▶ _DATASET CONTENT_:
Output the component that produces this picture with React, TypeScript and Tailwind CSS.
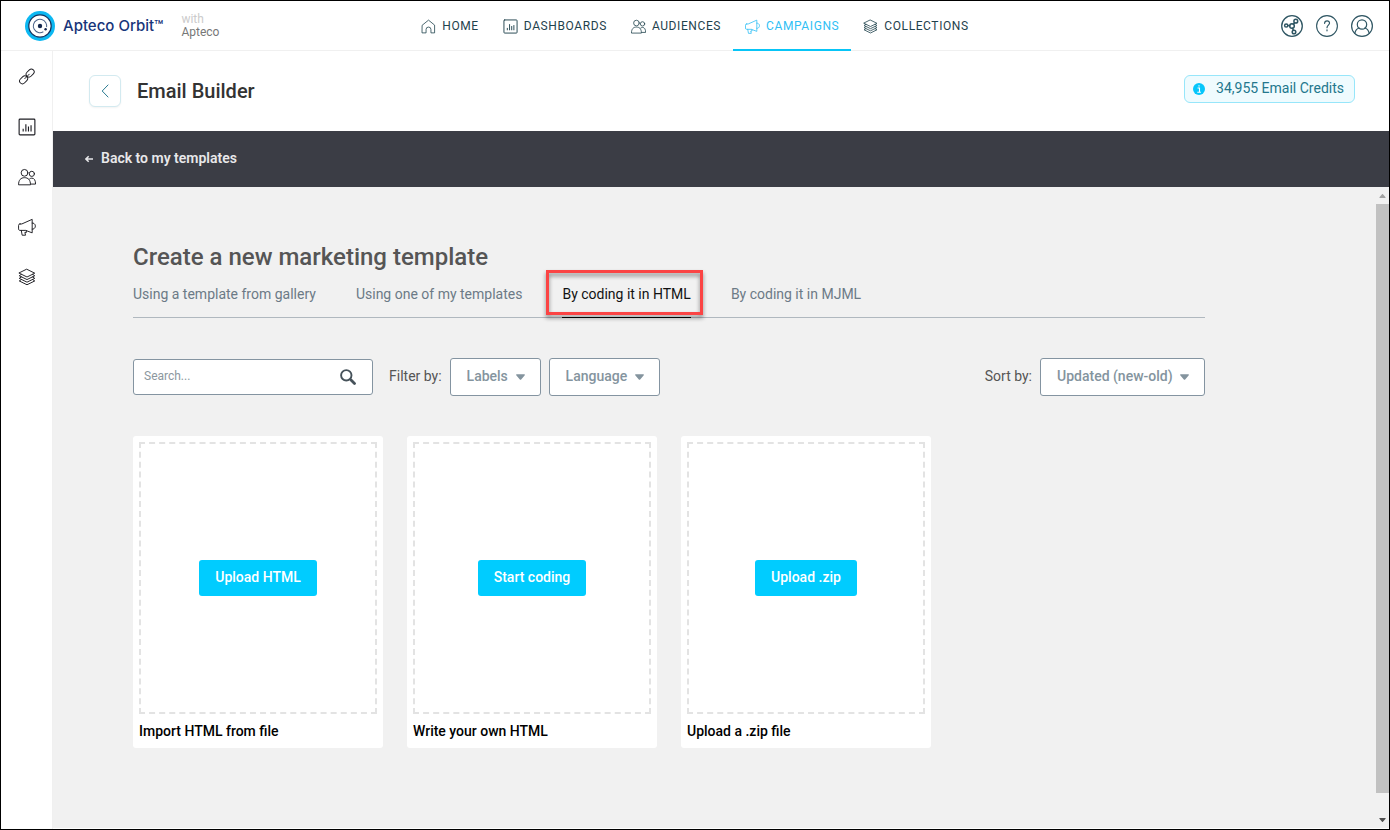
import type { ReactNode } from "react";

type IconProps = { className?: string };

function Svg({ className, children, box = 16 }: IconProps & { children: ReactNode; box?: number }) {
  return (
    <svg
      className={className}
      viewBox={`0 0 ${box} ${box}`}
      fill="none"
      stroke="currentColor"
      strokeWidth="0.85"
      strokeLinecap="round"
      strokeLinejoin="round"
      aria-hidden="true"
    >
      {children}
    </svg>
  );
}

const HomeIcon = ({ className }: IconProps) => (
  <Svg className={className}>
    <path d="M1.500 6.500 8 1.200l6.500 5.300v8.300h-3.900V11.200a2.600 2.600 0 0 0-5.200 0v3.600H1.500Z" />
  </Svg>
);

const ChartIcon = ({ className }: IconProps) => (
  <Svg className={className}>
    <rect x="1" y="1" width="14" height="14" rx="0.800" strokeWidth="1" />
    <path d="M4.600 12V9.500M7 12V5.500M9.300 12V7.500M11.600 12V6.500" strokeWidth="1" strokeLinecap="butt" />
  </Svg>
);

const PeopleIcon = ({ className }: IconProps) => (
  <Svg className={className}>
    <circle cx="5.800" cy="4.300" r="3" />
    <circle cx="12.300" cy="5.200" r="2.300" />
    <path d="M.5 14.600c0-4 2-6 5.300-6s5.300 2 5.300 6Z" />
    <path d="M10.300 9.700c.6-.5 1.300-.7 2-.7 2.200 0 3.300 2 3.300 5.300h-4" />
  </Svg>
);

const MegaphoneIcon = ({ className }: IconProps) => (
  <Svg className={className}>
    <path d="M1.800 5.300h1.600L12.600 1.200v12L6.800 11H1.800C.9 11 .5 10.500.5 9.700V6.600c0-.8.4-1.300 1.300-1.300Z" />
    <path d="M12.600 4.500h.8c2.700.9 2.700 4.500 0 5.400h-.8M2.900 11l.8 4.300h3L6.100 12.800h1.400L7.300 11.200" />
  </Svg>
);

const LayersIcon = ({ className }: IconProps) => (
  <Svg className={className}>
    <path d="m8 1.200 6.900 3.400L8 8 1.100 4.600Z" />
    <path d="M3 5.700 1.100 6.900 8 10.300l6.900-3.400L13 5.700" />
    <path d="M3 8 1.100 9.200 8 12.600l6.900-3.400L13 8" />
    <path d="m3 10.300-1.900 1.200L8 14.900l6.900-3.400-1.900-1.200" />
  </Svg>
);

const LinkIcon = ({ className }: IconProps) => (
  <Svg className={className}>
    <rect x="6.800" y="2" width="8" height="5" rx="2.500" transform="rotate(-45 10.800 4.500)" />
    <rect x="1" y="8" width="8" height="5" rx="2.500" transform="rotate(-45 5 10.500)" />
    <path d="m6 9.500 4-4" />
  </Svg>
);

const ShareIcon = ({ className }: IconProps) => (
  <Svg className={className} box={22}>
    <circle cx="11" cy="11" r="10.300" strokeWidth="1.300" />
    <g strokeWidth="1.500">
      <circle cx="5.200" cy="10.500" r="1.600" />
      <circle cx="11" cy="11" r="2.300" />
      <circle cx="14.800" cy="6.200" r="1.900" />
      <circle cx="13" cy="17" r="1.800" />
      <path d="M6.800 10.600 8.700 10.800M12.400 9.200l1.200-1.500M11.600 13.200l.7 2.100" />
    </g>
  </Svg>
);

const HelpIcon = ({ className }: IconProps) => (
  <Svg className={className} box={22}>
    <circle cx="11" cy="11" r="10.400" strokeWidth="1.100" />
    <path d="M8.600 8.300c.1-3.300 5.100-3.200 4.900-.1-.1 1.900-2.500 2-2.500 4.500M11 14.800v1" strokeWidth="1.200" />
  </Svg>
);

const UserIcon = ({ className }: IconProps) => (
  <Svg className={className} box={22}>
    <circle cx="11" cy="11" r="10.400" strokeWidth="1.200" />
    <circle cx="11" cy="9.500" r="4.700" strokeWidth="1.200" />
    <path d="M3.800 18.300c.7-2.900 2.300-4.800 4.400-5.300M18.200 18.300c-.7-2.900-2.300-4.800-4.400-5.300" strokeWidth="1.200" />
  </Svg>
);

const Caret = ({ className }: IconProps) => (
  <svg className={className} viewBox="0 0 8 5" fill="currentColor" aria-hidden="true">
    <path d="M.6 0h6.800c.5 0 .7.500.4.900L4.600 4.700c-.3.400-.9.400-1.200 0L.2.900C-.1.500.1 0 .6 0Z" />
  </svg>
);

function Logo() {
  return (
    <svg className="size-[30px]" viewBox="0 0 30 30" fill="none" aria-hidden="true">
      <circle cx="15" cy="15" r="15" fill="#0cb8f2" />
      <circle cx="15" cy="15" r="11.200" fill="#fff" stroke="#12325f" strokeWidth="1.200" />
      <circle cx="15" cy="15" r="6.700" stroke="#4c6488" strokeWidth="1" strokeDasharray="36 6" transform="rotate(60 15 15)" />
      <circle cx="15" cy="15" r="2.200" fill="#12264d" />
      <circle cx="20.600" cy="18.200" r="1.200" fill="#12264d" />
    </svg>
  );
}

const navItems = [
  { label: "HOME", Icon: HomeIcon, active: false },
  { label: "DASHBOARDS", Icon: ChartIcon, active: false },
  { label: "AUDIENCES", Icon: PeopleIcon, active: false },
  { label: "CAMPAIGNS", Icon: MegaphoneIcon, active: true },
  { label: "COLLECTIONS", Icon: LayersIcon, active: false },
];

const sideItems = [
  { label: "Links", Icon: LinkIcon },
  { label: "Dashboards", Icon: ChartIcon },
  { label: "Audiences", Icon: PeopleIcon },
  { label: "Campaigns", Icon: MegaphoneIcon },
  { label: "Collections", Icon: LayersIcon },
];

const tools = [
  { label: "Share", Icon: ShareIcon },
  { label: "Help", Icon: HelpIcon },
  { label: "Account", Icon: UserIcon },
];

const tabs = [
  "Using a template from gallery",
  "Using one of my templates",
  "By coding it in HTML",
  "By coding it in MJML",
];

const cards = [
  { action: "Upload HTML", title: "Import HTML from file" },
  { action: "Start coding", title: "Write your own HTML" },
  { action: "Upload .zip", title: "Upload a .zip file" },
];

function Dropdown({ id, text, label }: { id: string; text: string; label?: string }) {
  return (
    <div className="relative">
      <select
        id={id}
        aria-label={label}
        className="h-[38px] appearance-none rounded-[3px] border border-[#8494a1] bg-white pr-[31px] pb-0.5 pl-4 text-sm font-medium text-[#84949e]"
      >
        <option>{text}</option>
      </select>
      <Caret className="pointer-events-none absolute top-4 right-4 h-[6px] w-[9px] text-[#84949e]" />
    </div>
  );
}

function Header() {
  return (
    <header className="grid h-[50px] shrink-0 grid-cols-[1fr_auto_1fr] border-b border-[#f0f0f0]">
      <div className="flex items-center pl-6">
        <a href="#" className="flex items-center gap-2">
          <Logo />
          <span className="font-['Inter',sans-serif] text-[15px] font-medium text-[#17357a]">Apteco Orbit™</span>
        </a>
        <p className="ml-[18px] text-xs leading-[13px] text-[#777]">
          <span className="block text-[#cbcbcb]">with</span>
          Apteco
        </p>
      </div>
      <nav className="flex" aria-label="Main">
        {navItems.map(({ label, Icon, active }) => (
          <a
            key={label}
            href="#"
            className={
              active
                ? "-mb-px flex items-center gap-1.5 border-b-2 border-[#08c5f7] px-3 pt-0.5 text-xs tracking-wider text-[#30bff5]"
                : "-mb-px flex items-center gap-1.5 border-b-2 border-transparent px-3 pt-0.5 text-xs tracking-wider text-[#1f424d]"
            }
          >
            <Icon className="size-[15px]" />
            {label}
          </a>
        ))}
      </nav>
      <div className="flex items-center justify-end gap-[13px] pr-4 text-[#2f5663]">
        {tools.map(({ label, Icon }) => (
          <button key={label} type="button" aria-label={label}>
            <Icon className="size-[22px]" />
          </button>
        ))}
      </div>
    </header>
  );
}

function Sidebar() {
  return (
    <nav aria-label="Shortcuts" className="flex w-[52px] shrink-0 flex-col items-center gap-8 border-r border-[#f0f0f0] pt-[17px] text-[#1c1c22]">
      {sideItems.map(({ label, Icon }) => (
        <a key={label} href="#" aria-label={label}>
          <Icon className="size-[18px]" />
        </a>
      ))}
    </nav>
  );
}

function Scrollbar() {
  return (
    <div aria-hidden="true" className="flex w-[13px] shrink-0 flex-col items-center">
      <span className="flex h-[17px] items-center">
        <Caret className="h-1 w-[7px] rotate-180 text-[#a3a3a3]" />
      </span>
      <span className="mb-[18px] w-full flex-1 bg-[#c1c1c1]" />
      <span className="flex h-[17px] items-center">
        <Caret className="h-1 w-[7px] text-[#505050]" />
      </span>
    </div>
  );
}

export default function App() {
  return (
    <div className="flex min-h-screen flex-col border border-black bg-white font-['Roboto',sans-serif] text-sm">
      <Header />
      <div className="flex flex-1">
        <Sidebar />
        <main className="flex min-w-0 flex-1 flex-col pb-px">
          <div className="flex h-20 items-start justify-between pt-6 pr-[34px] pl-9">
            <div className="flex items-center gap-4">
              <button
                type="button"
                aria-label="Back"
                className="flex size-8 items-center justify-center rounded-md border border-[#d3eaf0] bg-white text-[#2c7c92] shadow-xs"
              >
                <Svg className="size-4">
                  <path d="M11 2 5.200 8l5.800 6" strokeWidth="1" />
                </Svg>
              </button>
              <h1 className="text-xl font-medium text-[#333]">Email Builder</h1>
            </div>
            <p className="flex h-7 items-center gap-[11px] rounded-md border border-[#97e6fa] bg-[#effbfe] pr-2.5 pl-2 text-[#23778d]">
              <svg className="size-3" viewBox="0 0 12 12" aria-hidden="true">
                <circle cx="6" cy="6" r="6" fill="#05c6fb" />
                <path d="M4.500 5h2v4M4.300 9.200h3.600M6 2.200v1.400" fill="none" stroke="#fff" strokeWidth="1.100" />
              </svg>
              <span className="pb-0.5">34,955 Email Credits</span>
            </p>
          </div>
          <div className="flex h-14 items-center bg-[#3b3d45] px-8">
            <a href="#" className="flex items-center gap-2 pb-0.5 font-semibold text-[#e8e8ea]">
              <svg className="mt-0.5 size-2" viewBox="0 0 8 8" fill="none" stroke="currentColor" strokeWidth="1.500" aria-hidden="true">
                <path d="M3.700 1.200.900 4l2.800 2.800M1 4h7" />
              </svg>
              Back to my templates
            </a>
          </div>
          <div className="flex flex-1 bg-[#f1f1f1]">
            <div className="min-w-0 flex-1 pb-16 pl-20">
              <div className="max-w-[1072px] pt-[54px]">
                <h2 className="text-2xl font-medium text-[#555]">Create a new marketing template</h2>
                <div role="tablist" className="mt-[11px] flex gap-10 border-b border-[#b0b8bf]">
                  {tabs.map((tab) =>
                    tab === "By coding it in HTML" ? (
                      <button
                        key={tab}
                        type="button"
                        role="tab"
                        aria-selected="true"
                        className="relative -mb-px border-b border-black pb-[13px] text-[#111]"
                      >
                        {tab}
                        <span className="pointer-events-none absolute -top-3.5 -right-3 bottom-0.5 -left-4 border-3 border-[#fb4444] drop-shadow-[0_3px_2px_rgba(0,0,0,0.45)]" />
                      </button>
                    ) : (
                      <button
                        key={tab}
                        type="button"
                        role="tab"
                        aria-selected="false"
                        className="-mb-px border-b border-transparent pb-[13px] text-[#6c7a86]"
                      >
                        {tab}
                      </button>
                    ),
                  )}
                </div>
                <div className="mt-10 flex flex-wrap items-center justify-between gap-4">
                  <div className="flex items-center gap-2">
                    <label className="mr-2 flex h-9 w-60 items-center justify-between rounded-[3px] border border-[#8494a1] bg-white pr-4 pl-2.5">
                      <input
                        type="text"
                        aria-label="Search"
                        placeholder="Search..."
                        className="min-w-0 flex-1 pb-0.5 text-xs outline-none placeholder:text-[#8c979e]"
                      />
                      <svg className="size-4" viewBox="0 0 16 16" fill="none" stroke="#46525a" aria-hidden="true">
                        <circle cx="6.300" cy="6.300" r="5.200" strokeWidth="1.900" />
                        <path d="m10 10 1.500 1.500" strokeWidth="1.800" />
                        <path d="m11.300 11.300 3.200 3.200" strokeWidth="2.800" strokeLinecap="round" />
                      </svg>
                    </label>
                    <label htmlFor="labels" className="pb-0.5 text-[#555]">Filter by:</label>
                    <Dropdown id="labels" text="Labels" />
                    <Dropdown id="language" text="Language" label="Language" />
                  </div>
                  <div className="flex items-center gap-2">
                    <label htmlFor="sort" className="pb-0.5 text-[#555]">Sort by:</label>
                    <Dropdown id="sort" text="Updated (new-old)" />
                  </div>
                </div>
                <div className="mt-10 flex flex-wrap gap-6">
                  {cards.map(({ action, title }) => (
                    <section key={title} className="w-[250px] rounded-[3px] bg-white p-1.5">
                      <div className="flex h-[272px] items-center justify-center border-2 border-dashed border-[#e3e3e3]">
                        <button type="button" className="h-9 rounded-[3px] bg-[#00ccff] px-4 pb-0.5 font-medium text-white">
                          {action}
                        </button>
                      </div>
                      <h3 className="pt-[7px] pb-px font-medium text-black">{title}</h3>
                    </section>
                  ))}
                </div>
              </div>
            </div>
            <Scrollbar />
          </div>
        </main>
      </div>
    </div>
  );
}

▶ _OBJECTIVE_: Find the string "with" in the listing and return every line that holds it.

▶ _IN RESPONSE_:
Output the component that produces this picture with React, TypeScript and Tailwind CSS.
          <span className="block text-[#cbcbcb]">with</span>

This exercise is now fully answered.